RABBITS
Robust Assessment of Biomedical Benchmarks Involving drug Term Substitutions
The Challenge
Language models (LLMs) are becoming integral to medical data processing and decision-making. However, medical knowledge is highly context-dependent, and patients often swap between brand names (e.g., Tylenol) and generic names (e.g., Acetaminophen).

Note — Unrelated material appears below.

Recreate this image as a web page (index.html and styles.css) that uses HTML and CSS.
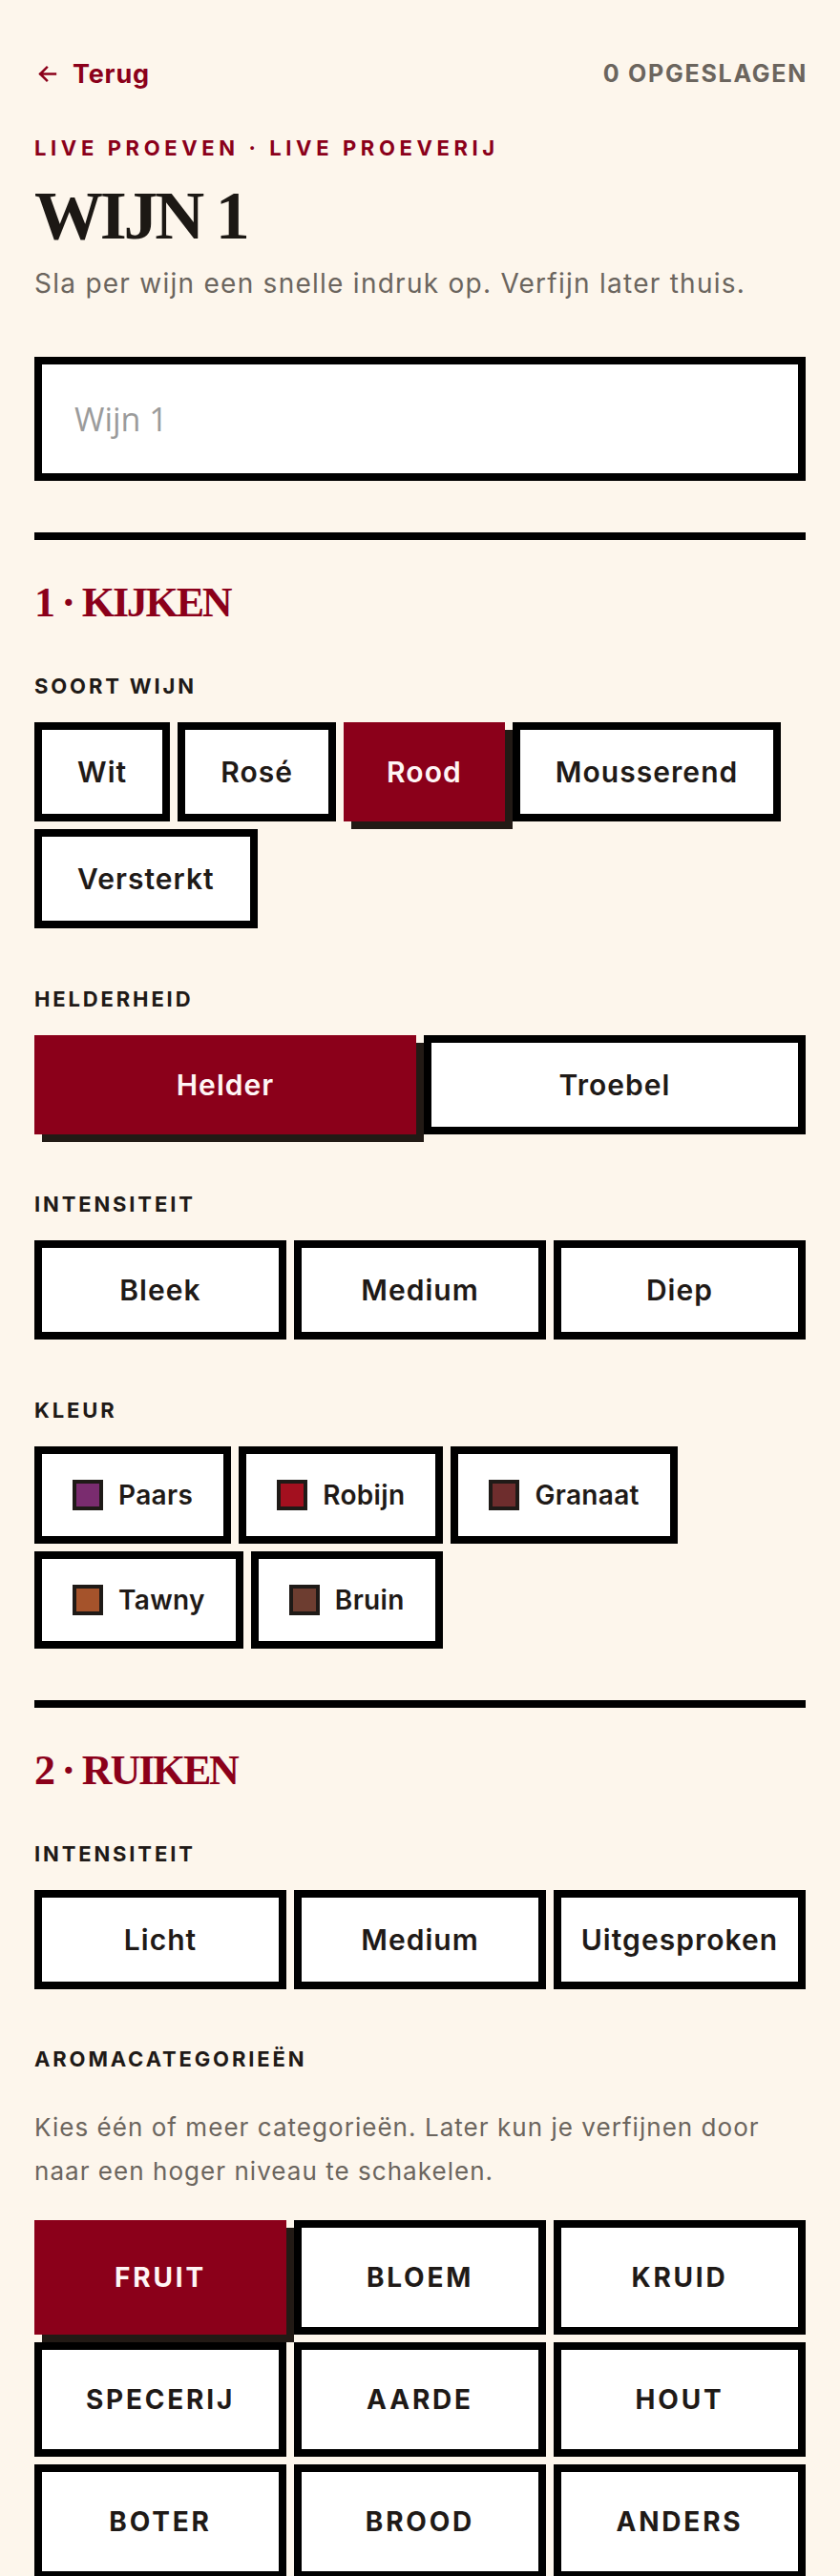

RABBITS evaluates how robust LLMs are to these common substitutions.
We found that even state-of-the-art models like GPT-4 and Llama-3 show significant performance drops (1-10%) when drug names are swapped, highlighting a critical fragility in current AI systems for healthcare.
Methodology
🩺 Dataset Creation
Using RxNorm, we mapped 2,271 generic drugs to 6,961 brand names to generate a comprehensive list of synonyms.
🔄 Data Transformation
We created swapped versions of MedQA and MedMCQA: one converting brands to generics, and another converting generics to brands.
👨⚕️ Expert Review
Physician experts rigorously reviewed the transformed datasets to ensure medical accuracy and context consistency.
📉 Zero-Shot Evaluation
We evaluated various open-source and API-based LLMs using the EleutherAI harness to measure robustness.
Key Findings
Fragility to Naming
Models answer differently based merely on whether a drug is referred to by its brand or generic name.
Performance Drop
We observed a consistent drop in accuracy ranging from 1% to 10% across benchmarks.
Data Contamination
Over 90% of MedQA questions appeared in training sets like Dolma, leading to inflated baseline metrics.
Memorization > Reasoning
Larger models (e.g., Llama-3-70B) showed greater drops, suggesting they rely more on memorized patterns than semantic understanding.